20 de junio de 2007

pies fríos

Inevitablemente había una chica en la entrada. Recuerdo sus zapatos rojos y la forma en que sonreía, como si no existiera nada mejor que abrir la puerta y descubrir lo que allí se escondía. Por supuesto, estaba sentada en el suelo, demasiado cansada o demasiado entera como para entablar una conversación que no tratara acerca del dibujo de las nubes, el agua corriendo calle abajo y la gente en los portales. Todo depende del tiempo que tardas en darte cuenta de cuál es tu lugar, de las veces que te miras al espejo y no ves más que las huellas de otro día que acaba de pasarte por encima, me dijo. Después de eso todo fluye.
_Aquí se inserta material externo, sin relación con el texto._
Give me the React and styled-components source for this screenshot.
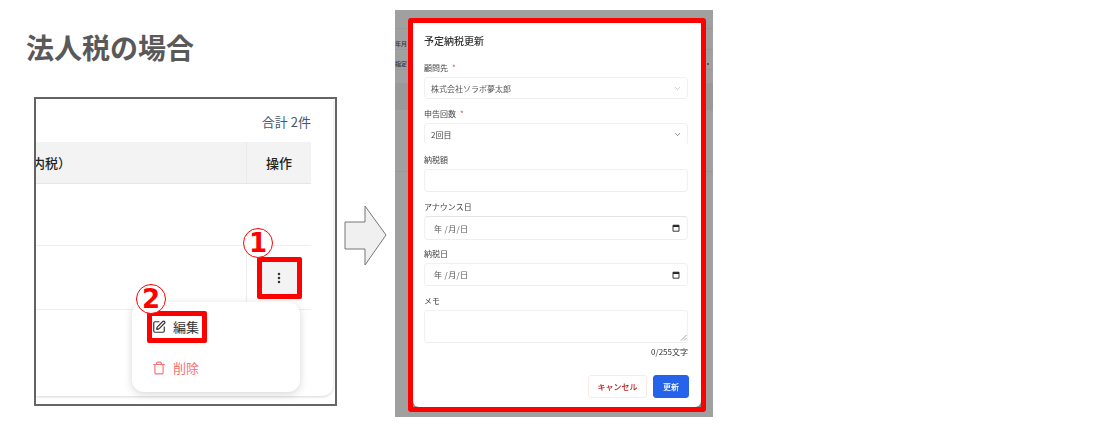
import React from "react";
import styled, { createGlobalStyle } from "styled-components";
import { SquarePen, Trash, EllipsisVertical, ChevronDown } from "lucide-react";

const FONT = `"Noto Sans CJK JP", "Noto Sans", sans-serif`;

const Global = createGlobalStyle`
  html, body { margin: 0; padding: 0; background: #fff; }
  body { font-family: ${FONT}; }
`;

const Page = styled.div`
  width: 1108px;
  height: 432px;
  display: flex;
  align-items: flex-start;
  overflow: hidden;
`;

const LeftColumn = styled.section`
  width: 337px;
  padding-left: 27px;
  box-sizing: border-box;
  flex: none;
`;

const Title = styled.h1`
  margin: 29px 0 0 -1px;
  height: 36px;
  font-size: 28px;
  line-height: 36px;
  font-weight: 700;
  color: #595959;
  white-space: nowrap;
`;

const Frame = styled.div`
  position: relative;
  box-sizing: border-box;
  width: 303px;
  height: 309px;
  margin: 32px 0 0 7px;
  border: 2px solid #666;
  background: #fff;
`;

const Card = styled.div`
  width: 297px;
  height: 297px;
  padding-right: 22px;
  box-sizing: border-box;
  border-radius: 0 0 10px 0;
  box-shadow: 0 1px 3px rgba(0, 0, 0, 0.16);
  background: #fff;
`;

const Total = styled.div`
  height: 43px;
  box-sizing: border-box;
  padding-top: 13px;
  text-align: right;
  font-size: 13px;
  line-height: 20px;
  color: #4b5563;
`;

const HeaderRow = styled.div`
  display: flex;
  height: 42px;
  box-sizing: border-box;
  background: #f3f3f3;
  border-bottom: 1px solid #e6e6e6;
  font-size: 13px;
  font-weight: 500;
  color: #222;
`;

const HeadMain = styled.div`
  flex: 1;
  overflow: hidden;
  display: flex;
  align-items: center;
  white-space: nowrap;
`;

const ClippedText = styled.span`
  margin-left: -4px;
`;

const HeadAction = styled.div`
  width: 64px;
  display: flex;
  align-items: center;
  justify-content: center;
  border-left: 1px solid #ebebeb;
`;

const Row = styled.div`
  display: flex;
  height: ${(p) => p.$h}px;
  box-sizing: border-box;
  border-bottom: 1px solid #eeeeee;
`;

const RowMain = styled.div`
  flex: 1;
`;

const ActionCell = styled.div`
  width: 64px;
  display: flex;
  align-items: center;
  justify-content: center;
  border-left: 1px solid #eeeeee;
`;

const KebabButton = styled.button`
  width: 45px;
  height: 42px;
  padding: 0;
  box-sizing: border-box;
  border: 5px solid #ff0000;
  border-radius: 2px;
  background: #f3f3f3;
  color: #333;
  display: flex;
  align-items: center;
  justify-content: center;
`;

const Menu = styled.div`
  position: absolute;
  left: 96px;
  top: 203px;
  width: 168px;
  height: 90px;
  border-radius: 12px;
  background: #fff;
  box-shadow: 0 2px 8px rgba(0, 0, 0, 0.16);
`;

const MenuItem = styled.div`
  position: absolute;
  left: ${(p) => p.$left}px;
  top: ${(p) => p.$top}px;
  display: flex;
  align-items: center;
  gap: 7px;
  font-size: 13px;
  line-height: 18px;
  color: ${(p) => p.$color};
`;

const RedBox = styled.div`
  position: absolute;
  left: 15px;
  top: 9px;
  width: 60px;
  height: 32px;
  box-sizing: border-box;
  border: 5px solid #ff0000;
  border-radius: 2px;
  background: #fff;
`;

const Circled = styled.div`
  position: absolute;
  left: ${(p) => p.$left}px;
  top: ${(p) => p.$top}px;
  width: 30px;
  height: 30px;
  box-sizing: border-box;
  border: 1px solid #ff0000;
  border-radius: 50%;
  background: #fff;
  display: flex;
  align-items: center;
  justify-content: center;
  color: #ff0000;
  font-family: "DejaVu Sans", sans-serif;
  font-size: 26px;
  font-weight: 700;
  line-height: 1;
`;

const ArrowSlot = styled.div`
  flex: none;
  margin: 205px 0 0 7px;
  width: 44px;
  height: 62px;
`;

const Shot = styled.div`
  position: relative;
  flex: none;
  margin: 10px 0 0 7px;
  width: 318px;
  height: 407px;
  background: #a0a0a0;
  overflow: hidden;
`;

const GhostText = styled.span`
  position: absolute;
  right: 306px;
  top: ${(p) => p.$top}px;
  font-size: 6px;
  line-height: 10px;
  font-weight: 500;
  color: #333;
  white-space: nowrap;
`;

const GhostLine = styled.div`
  position: absolute;
  left: 0;
  right: 0;
  top: ${(p) => p.$top}px;
  height: 1px;
  background: #989898;
`;

const GhostBand = styled.div`
  position: absolute;
  left: 0;
  right: 0;
  top: 73px;
  height: 27px;
  background: #999999;
`;

const GhostDot = styled.div`
  position: absolute;
  left: 312px;
  top: 53px;
  width: 2px;
  height: 2px;
  background: #8a4a4a;
`;

const Dialog = styled.div`
  position: absolute;
  left: 13px;
  top: 8px;
  width: 298px;
  height: 394px;
  box-sizing: border-box;
  border: 5px solid #ff0000;
  border-radius: 3px;
  background: #8a8a8a;
`;

const DialogBody = styled.form`
  height: 100%;
  box-sizing: border-box;
  background: #fff;
  border-radius: 0 0 6px 6px;
  padding: 8px 13px 0 11px;
  filter: blur(0.35px);
`;

const DialogTitle = styled.h2`
  margin: 0;
  height: 20px;
  font-size: 10px;
  line-height: 20px;
  font-weight: 500;
  color: #333;
`;

const Field = styled.div`
  margin-top: ${(p) => p.$mt}px;
`;

const Label = styled.div`
  height: 13px;
  font-size: 8px;
  line-height: 8px;
  color: #444;
`;

const Required = styled.span`
  color: #ef4444;
  margin-left: 4px;
`;

const Control = styled.div`
  box-sizing: border-box;
  height: ${(p) => p.$h}px;
  border: 1px solid #f0f0f0;
  border-top-color: ${(p) => (p.$strong ? "#e4e4e4" : "#f0f0f0")};
  border-bottom-color: ${(p) => (p.$open ? "transparent" : "#eeeeee")};
  border-radius: 4px;
  padding: 0 ${(p) => (p.$date ? 7 : 5)}px 0 ${(p) => (p.$date ? 9 : 6)}px;
  display: flex;
  align-items: center;
  justify-content: space-between;
  font-size: 8px;
  color: ${(p) => p.$color || "#444"};
  position: relative;
`;

const DateText = styled.span`
  letter-spacing: 0.4px;
  color: #555;
`;

const Resize = styled.svg`
  position: absolute;
  right: 0;
  bottom: 1px;
`;

const Counter = styled.div`
  margin-top: 3px;
  text-align: right;
  font-size: 8px;
  line-height: 11px;
  color: #333;
`;

const Actions = styled.div`
  margin: 18px -1px 0 0;
  display: flex;
  justify-content: flex-end;
  gap: 6px;
`;

const DialogButton = styled.button`
  height: 23px;
  width: ${(p) => p.$w}px;
  padding: 0;
  box-sizing: border-box;
  border-radius: 3px;
  font-family: inherit;
  font-size: 8px;
  font-weight: 500;
  border: 1px solid ${(p) => (p.$primary ? "#2563eb" : "#fde8e8")};
  background: ${(p) => (p.$primary ? "#2563eb" : "#fff")};
  color: ${(p) => (p.$primary ? "#fff" : "#b91c1c")};
`;

const CalendarIcon = () => (
  <svg width="8" height="8" viewBox="0 0 8 8" aria-hidden="true">
    <path d="M1 1.2h6v6H1z" fill="none" stroke="#222" strokeWidth="0.9" />
    <path d="M1 1.2h6v1.8H1z" fill="#222" />
  </svg>
);

export default function App() {
  return (
    <Page>
      <Global />
      <LeftColumn>
        <Title>法人税の場合</Title>
        <Frame>
          <Card>
            <Total>合計 2件</Total>
            <HeaderRow>
              <HeadMain>
                <ClippedText>内税）</ClippedText>
              </HeadMain>
              <HeadAction>操作</HeadAction>
            </HeaderRow>
            <Row $h={62} />
            <Row $h={64}>
              <RowMain />
              <ActionCell>
                <KebabButton type="button" aria-label="操作">
                  <EllipsisVertical size={14} strokeWidth={2.4} />
                </KebabButton>
              </ActionCell>
            </Row>
          </Card>
          <Menu>
            <RedBox />
            <MenuItem $left={20} $top={16} $color="#333">
              <SquarePen size={14} strokeWidth={2} />
              編集
            </MenuItem>
            <MenuItem $left={20} $top={57} $color="#f87171">
              <Trash size={14} strokeWidth={2} />
              削除
            </MenuItem>
          </Menu>
          <Circled $left={207} $top={129}>1</Circled>
          <Circled $left={100} $top={185}>2</Circled>
        </Frame>
      </LeftColumn>

      <ArrowSlot>
        <svg width="44" height="62" viewBox="0 0 44 62" aria-hidden="true">
          <path
            d="M1 17H21V1L42 30 21 60V44H1Z"
            fill="#f0f0f0"
            stroke="#777"
            strokeWidth="1"
          />
        </svg>
      </ArrowSlot>

      <Shot>
        <GhostLine $top={18} />
        <GhostLine $top={39} />
        <GhostLine $top={59} />
        <GhostBand />
        <GhostLine $top={161} />
        <GhostText $top={29}>年月</GhostText>
        <GhostText $top={49}>指定</GhostText>
        <GhostDot />
        <Dialog>
          <DialogBody>
            <DialogTitle>予定納税更新</DialogTitle>
            <Field $mt={13}>
              <Label>
                顧問先<Required>*</Required>
              </Label>
              <Control $h={22} $color="#555">
                株式会社ソラボ夢太郎
                <ChevronDown size={9} color="#bbb" />
              </Control>
            </Field>
            <Field $mt={11}>
              <Label>
                申告回数<Required>*</Required>
              </Label>
              <Control $h={22} $open>
                2回目
                <ChevronDown size={9} color="#666" />
              </Control>
            </Field>
            <Field $mt={11}>
              <Label>納税額</Label>
              <Control $h={23} />
            </Field>
            <Field $mt={11}>
              <Label>アナウンス日</Label>
              <Control $h={24} $strong $date>
                <DateText>年 /月/日</DateText>
                <CalendarIcon />
              </Control>
            </Field>
            <Field $mt={10}>
              <Label>納税日</Label>
              <Control $h={23} $date>
                <DateText>年 /月/日</DateText>
                <CalendarIcon />
              </Control>
            </Field>
            <Field $mt={11}>
              <Label>メモ</Label>
              <Control $h={33}>
                <Resize width="7" height="7" viewBox="0 0 7 7" aria-hidden="true">
                  <path d="M1 6.5 6.5 1M4 6.5 6.5 4" stroke="#777" strokeWidth="0.7" />
                </Resize>
              </Control>
            </Field>
            <Counter>0/255文字</Counter>
            <Actions>
              <DialogButton type="button" $w={59}>キャンセル</DialogButton>
              <DialogButton type="button" $w={36} $primary>更新</DialogButton>
            </Actions>
          </DialogBody>
        </Dialog>
      </Shot>
    </Page>
  );
}
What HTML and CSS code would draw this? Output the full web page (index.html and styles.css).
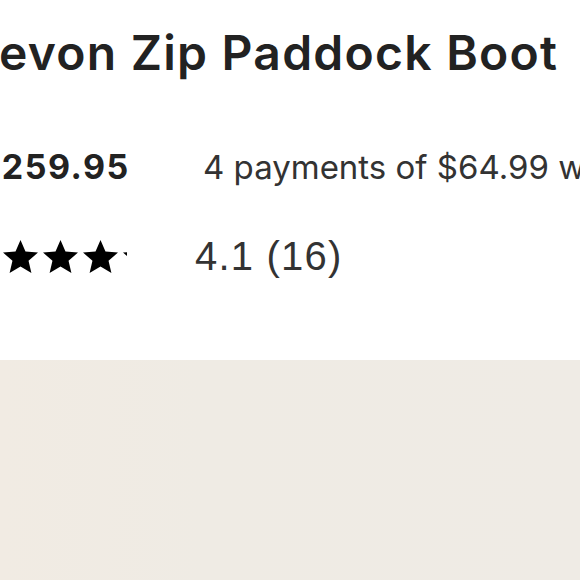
FILE: index.html
```html
<!DOCTYPE html>
<html lang="en">
<head>
<meta charset="utf-8">
<title>Devon Zip Paddock Boot</title>
<link rel="stylesheet" href="styles.css">
</head>
<body>
<main class="page">
  <section class="product">
    <h1 class="title">Devon Zip Paddock Boot</h1>
    <div class="price-row">
      <span class="price">$259.95</span>
      <span class="installments">4 payments of $64.99 with Afterpay</span>
    </div>
    <div class="rating-row">
      <div class="stars" aria-label="4.1 out of 5 stars">
        <svg class="star" viewBox="1.1 1.5 21.8 20.5"><path d="M12 1.5l3.1 7.2 7.8.6-5.9 5.1 1.8 7.6L12 18l-6.8 4 1.8-7.6-5.9-5.1 7.8-.6z"/></svg>
        <svg class="star" viewBox="1.1 1.5 21.8 20.5"><path d="M12 1.5l3.1 7.2 7.8.6-5.9 5.1 1.8 7.6L12 18l-6.8 4 1.8-7.6-5.9-5.1 7.8-.6z"/></svg>
        <svg class="star" viewBox="1.1 1.5 21.8 20.5"><path d="M12 1.5l3.1 7.2 7.8.6-5.9 5.1 1.8 7.6L12 18l-6.8 4 1.8-7.6-5.9-5.1 7.8-.6z"/></svg>
        <svg class="star" viewBox="1.1 1.5 21.8 20.5"><path d="M12 1.5l3.1 7.2 7.8.6-5.9 5.1 1.8 7.6L12 18l-6.8 4 1.8-7.6-5.9-5.1 7.8-.6z"/></svg>
        <span class="star-partial"><svg class="star" viewBox="1.1 1.5 21.8 20.5"><path d="M12 1.5l3.1 7.2 7.8.6-5.9 5.1 1.8 7.6L12 18l-6.8 4 1.8-7.6-5.9-5.1 7.8-.6z"/></svg></span>
      </div>
      <span class="rating-value">4.1 (16)</span>
    </div>
  </section>
  <div class="hero"></div>
</main>
</body>
</html>
```

FILE: styles.css
```css
html, body {
  margin: 0;
  padding: 0;
  background: #ffffff;
  overflow: hidden;
}

.page {
  width: 580px;
  height: 580px;
  display: flex;
  flex-direction: column;
  overflow: hidden;
}

.product {
  margin-left: -37px;
  padding-top: 23px;
  display: flex;
  flex-direction: column;
  white-space: nowrap;
}

.title {
  margin: 0;
  font-family: Inter, "Liberation Sans", sans-serif;
  font-weight: 600;
  font-size: 48px;
  line-height: 60px;
  color: #222222;
  letter-spacing: 1.25px;
}

.price-row {
  display: flex;
  align-items: baseline;
  margin-top: 64px;
}

.price {
  flex: none;
  width: 225px;
  margin-left: 15px;
  font-family: Inter, "Liberation Sans", sans-serif;
  font-weight: 700;
  font-size: 34px;
  line-height: 40px;
  letter-spacing: 1.5px;
  color: #222222;
}

.installments {
  font-family: Inter, "Liberation Sans", sans-serif;
  font-weight: 400;
  font-size: 33px;
  line-height: 40px;
  color: #333333;
}

.rating-row {
  display: flex;
  align-items: center;
  margin-top: 47px;
}

.stars {
  display: flex;
  gap: 5px;
  width: 200px;
  flex: none;
}

.star {
  width: 35px;
  height: 33px;
  fill: #000000;
  display: block;
  flex: none;
}

.star-partial {
  width: 4px;
  overflow: hidden;
  display: block;
}

.rating-value {
  font-family: "Liberation Sans", Arial, sans-serif;
  font-size: 40px;
  line-height: 44px;
  letter-spacing: 1.2px;
  color: #333333;
  margin-left: 32px;
}

.hero {
  margin-top: 82px;
  flex: 1;
  background: linear-gradient(90deg, #f1ebe3 0%, #efebe4 35%, #efebe5 100%);
}
```
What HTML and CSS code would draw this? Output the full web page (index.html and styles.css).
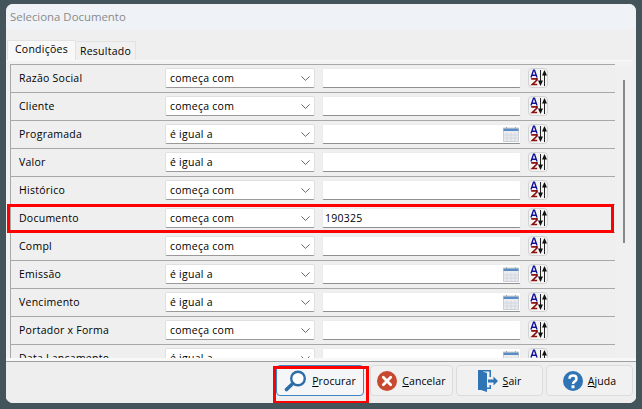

Todo empieza a amanecer, porque eres uno de los supervivientes y los demás te reconocen al pasar. No hay ningún motivo especial, ni siquiera las salidas de emergencia, simplemente un día ya no estás ahí, y tres meses después vuelves a estar. A todo esto, seguía sonriendo mientras alimentaba un cigarrillo con el cadáver de otro. Tal vez tu sitio es éste, le sugerí. Parece que ya lo había pensado más de una vez: se puso en pie, agarró cuidadosamente el botellín y abriendo la puerta me invitó a pasar. Tenía razón, a partir de cierto punto ya todo deja de importarte, todo parece difuminarse cuando te abrazan por la espalda. Somos incapaces de recordar cosas que aún no han ocurrido, pero esa habitación, esa ventana abierta junto a la cama de hierro, era exactamente igual a como la había imaginado. Cerré los ojos, convencido de encontrarme en casa, y me dejé guiar por la intuición. Y pensé, bueno, tal vez a nadie le gusten las historias tristes, pero muy pocas veces puedes elegir de qué lado de la puerta quedarte.

5 de junio de 2007

la novia de Bob juega con dos barajas

Me di cuenta demasiado tarde del daño que te podían hacer las salpicaduras del combate. Uno se acostumbra a perder, créeme, y al final no sabes muy bien en qué escena te toca entrar ni cuál es tu frase; tan sólo tienes el tiempo justo para intuir por dónde van a venir los golpes y tratas de que esta vez no sea la definitiva. Así que nos limitábamos a escuchar la música con las luces apagadas, nada más, porque cada palabra era un nuevo gancho a la barbilla, y nadie pretende conquistar el mundo en una hora. Yo permanecía allí de pie, las manos en los bolsillos, y tú no tenías la menor intención de interpretar mis silencios, así que era evidente que no íbamos a bailar la misma melodía. Al quinto asalto empecé a mirar de reojo a las esquinas, buscando una escapatoria, pero todo estaba tan confuso y tus ojos tan iluminados que no pude hacer nada más que resignarme y pelear a la contra. Cuando escuché la campana tras la cuenta de protección, apenas era consciente de lo que había pasado, o tal vez lo que había dejado de pasar. Me bajé dando tumbos del escenario y recuerdo que nadie era capaz de sostenerme en pie; mientras te perdía de vista intentaba recordar cada uno de nuestros últimos encuentros, y descubrí que estábamos predestinados al empate técnico. A repetir los mismos errores una y otra vez. Al menos esta vez había merecido la pena, aunque tan sólo fuera por tenerte cerca. Nunca estás lo suficientemente preparado para quedar subcampeón en el concurso de cicatrices.